Detection of spectral flattening in active region radio emissions at 18-26 GHz signals an 89 percent chance of a strong solar flare within 30 hours.

A machine-rendered reading of the paper's core claim, the machinery that carries it, and where it could break.

The paper examines nearly 450 solar radio images taken at K-band frequencies to connect the brightness spectra of active regions with later flare events. When the spectrum of an active region shows significant flattening instead of the expected free-free shape, this indicates strong magnetic fields adding a gyro-resonance component. The authors find that such flattening precedes strong flares with high reliability, even though observations occur only about once a week. This offers a physics-based way to anticipate space weather events from ground-based radio data.

Core claim

High-frequency radio mapping shows that active regions with significant spectral flattening due to enhanced magnetic fields up to 1500-2000 G have an 89 percent probability of producing a strong flare within roughly 30 hours. The method predicts most strong flares, missing only about 12 percent despite the weekly cadence of the observations, as determined through correlation analysis of data spanning 2018 to 2023.

What carries the argument

Spectral flattening in active region brightness temperature at 18-26 GHz, arising from the addition of a steeper gyro-resonance emission component linked to circular polarization up to 40 percent.

If this is right

  • The radio signature provides a practical indicator for forecasting strong solar flares from ground-based observations.
  • The approach demonstrates a workable trade-off between sensitivity to events and robustness against false positives.
  • Weekly radio mapping still captures the majority of strong flares through this spectral feature.
  • Enhanced magnetic fields near the transition region can be probed directly via the anomalous spectra.

Where Pith is reading between the lines

These are editorial extensions of the paper, not claims the author makes directly.

  • Combining this radio method with other solar monitoring data could further reduce the small fraction of missed flares.
  • Repeating the analysis over multiple solar cycles would test whether the correlation holds under different activity levels.
  • Higher-cadence observations might tighten the prediction window and improve the overall reliability.

Load-bearing premise

The chosen threshold for detecting significant spectral flattening and the specific 30-hour time window truly reflect a physical link to flare production rather than a statistical coincidence.

What would settle it

A large sample of active regions showing spectral flattening with no strong flares occurring in the following 30 hours, or many strong flares appearing without any preceding flattening detection in the radio maps.
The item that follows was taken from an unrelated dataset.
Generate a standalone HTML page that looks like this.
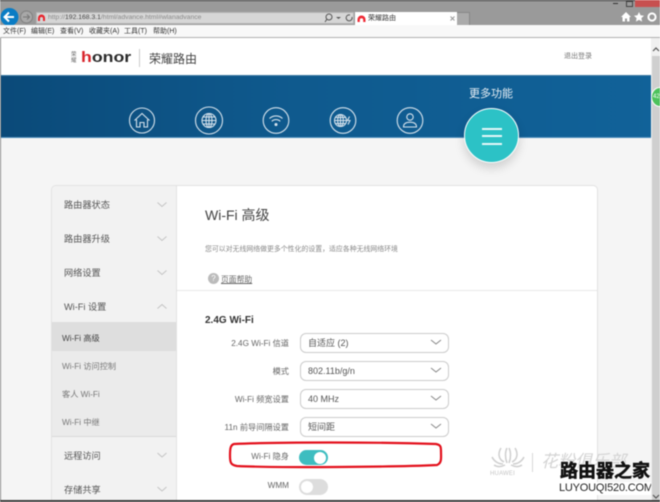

read the original abstract

High radio frequencies observations with the Italian network of large single-dish radio telescopes resulted in ~450 solar images between 2018 and 2023 in K-band frequency range (18-26 GHz). Solar radio mapping at these frequencies allows the probing of the Active Regions (ARs) chromospheric magnetic field close to the Transition Region, where strong flares and coronal mass ejection events occur. Enhanced magnetic fields up to 1500-2000 G determine anomalous spectra in the ARs brightness compared to pure free-free emission, due to the addition of a steeper gyro-resonance component also associated with circular polarisation up to ~40%. When a significant AR spectral flattening is detected, the probability of a strong flare occurrence within ~30 hours is high (~89% in terms of statistical precision). Despite an approximate weekly cadence of our observations, only ~12% of strong flares are missed/unpredicted within this time interval. Through a correlation analysis, we assess the trade-off on the sensitivity and the robustness of this physics-based flare forecast method.

Editorial analysis

A structured set of objections, weighed in public.

Desk editor's note, referee report, simulated authors' rebuttal, and a circularity audit. Tearing a paper down is the easy half of reading it; the pith above is the substance, this is the friction.

Referee Report

3 major / 2 minor

Summary. The manuscript reports on ~450 solar radio maps at 18-26 GHz obtained with Italian single-dish telescopes between 2018 and 2023. It attributes anomalous spectral flattening in active-region brightness (relative to free-free emission) to gyro-resonance from chromospheric magnetic fields ≳1500 G and claims that detection of significant flattening is followed by a strong flare within ~30 h with ~89% statistical precision, while missing only ~12% of strong flares despite the weekly cadence. A correlation analysis is invoked to quantify the sensitivity-robustness trade-off of this physics-based forecasting method.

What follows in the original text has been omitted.